Skip to main content
Confounds python library to mitigate effect of covariates and for [multi-site] data harmonization
Pradeep Reddy Raamana, Future Contributors
Presenting author:
Pradeep Reddy Raamana
With the advent of large multi-site datasets, there is an active focus on methods to handle confounds and covariates in neuroimaging analyses. Several methods and comparative studies have been published recently e.g. for multi-site data harmonization to mitigate the effect of pooling data across different sites, as well as the other routine regressing out the effects of age and gender. However, the corresponding implementations have been sparse and/or fragmented, and most often not properly tested and validated. Moreover, there are many open questions in this context of “deconfounding e.g. lack of consensus on 1) what really constitutes a confound?, 2) when should we try to deconfound it? and 3) how do we properly assess their impact? etc. These open questions urge the need for a common, open and tested library that the community can rely on. Some functions of this library could be 1) offering reference implementations for key methods, 2) enabling the community to test and validate these implementations independently for their own use-cases, 3) utilities to help researchers visualize and establish the presence of confounds (e.g. quantifying confound-to-target relationships), 4) methods to analyze the effect of the deconfounding methods in the processed data (e.g. ability to check if they worked at all, or if they introduced new or unwanted biases etc).

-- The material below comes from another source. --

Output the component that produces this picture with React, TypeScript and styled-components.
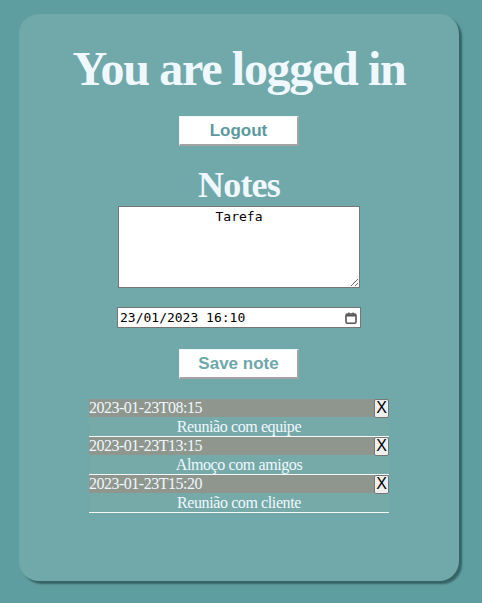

Towards these goals, an open source python library called confounds is designed in a way to enable users to use it correctly in the context of machine learning and predictive analysis applications, e.g. in maintaining a strict separation between training and "test"/reporting sets. It is available at GitHub.com/raamana/confounds. It currently offers scikit-learn semi-compatible estimator classes to linearly regress out covariates (the most common deconfounding method to mitigate the effect of age and gender).